--- BEGIN Data records ---

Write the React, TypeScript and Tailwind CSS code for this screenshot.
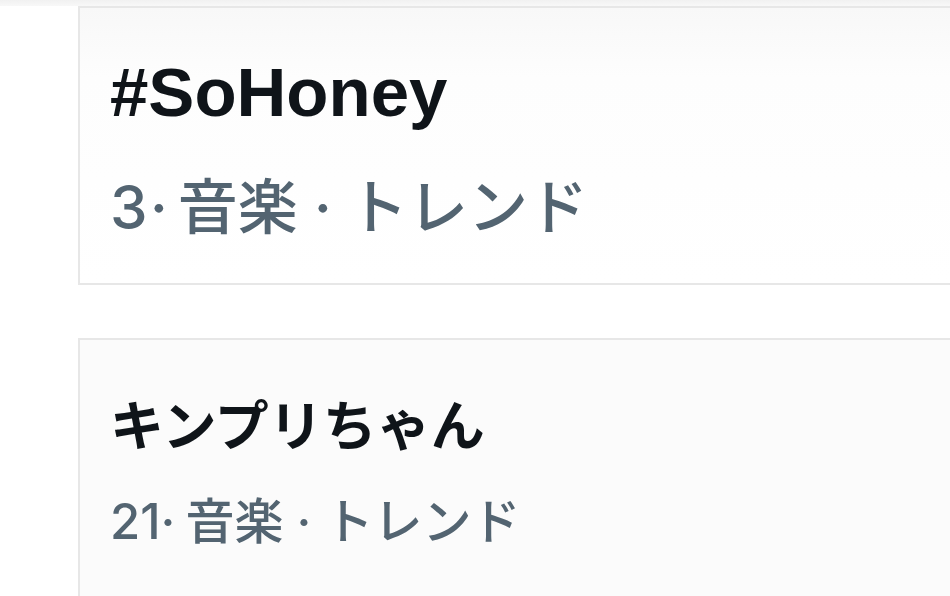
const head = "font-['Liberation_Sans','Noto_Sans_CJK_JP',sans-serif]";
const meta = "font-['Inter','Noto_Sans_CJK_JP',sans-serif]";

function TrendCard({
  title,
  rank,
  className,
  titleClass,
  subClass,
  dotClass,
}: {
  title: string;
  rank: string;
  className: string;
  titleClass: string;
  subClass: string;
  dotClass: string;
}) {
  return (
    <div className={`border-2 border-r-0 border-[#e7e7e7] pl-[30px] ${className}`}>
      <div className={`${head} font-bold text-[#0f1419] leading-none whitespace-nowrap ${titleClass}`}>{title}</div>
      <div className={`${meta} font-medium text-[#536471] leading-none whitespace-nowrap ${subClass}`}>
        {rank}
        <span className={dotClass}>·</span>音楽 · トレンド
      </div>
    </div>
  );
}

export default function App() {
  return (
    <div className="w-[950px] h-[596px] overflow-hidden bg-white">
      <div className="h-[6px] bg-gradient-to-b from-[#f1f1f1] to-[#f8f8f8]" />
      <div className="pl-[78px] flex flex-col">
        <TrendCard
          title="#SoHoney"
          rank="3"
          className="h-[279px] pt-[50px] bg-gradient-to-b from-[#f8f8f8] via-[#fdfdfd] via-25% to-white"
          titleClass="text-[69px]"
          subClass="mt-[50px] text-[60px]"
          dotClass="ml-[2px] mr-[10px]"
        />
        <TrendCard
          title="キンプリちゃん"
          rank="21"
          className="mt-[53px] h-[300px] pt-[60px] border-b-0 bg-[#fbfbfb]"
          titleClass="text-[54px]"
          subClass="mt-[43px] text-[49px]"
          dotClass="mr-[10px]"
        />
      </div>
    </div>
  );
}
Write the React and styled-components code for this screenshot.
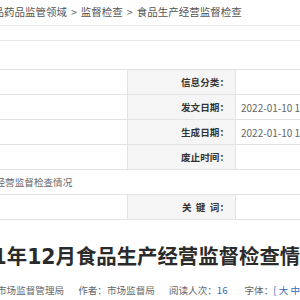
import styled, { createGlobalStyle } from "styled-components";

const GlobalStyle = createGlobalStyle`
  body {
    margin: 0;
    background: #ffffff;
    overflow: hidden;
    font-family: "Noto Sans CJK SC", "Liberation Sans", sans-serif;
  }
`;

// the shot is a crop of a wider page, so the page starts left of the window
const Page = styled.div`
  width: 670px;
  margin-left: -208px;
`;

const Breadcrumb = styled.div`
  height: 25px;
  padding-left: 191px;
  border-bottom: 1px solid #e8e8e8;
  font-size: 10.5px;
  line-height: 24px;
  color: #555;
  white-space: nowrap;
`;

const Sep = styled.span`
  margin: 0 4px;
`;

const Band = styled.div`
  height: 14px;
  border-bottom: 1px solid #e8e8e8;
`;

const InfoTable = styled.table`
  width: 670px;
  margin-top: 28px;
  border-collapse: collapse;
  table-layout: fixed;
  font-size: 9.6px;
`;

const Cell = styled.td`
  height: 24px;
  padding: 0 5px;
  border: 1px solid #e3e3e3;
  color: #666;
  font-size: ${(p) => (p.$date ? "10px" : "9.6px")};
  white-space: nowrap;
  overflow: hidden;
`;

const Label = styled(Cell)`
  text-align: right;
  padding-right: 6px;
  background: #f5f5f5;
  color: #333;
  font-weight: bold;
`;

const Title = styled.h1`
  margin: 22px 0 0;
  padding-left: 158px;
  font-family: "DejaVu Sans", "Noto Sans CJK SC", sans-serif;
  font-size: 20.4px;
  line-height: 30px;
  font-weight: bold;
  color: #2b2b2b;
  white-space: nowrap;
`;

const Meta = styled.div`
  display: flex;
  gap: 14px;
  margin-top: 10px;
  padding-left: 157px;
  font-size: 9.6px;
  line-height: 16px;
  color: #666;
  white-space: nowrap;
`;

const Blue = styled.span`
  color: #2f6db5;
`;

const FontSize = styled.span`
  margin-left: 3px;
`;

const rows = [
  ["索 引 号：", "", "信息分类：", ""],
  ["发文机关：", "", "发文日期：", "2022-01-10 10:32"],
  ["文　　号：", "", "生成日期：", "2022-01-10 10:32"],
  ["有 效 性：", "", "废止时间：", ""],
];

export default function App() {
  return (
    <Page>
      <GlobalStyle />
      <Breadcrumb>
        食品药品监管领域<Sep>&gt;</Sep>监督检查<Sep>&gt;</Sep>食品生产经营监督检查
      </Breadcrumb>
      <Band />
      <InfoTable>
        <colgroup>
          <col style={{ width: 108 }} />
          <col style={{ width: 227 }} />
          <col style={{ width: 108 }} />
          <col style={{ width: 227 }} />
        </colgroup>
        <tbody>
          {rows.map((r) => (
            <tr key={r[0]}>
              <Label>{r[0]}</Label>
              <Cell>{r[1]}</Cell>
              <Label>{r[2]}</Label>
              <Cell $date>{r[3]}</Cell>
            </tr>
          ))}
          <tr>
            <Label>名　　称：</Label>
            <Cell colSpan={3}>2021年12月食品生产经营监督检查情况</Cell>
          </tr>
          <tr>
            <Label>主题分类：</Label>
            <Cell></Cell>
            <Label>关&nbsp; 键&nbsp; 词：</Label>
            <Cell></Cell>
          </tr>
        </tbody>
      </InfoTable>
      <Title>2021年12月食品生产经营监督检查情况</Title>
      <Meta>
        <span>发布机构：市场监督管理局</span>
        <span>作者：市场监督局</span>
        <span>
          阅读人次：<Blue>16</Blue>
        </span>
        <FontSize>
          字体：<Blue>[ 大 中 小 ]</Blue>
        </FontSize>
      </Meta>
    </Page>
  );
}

--- END Data records ---

Given request: Answer with one number: how many lines in the listing hold "code".

Exercise answer: 2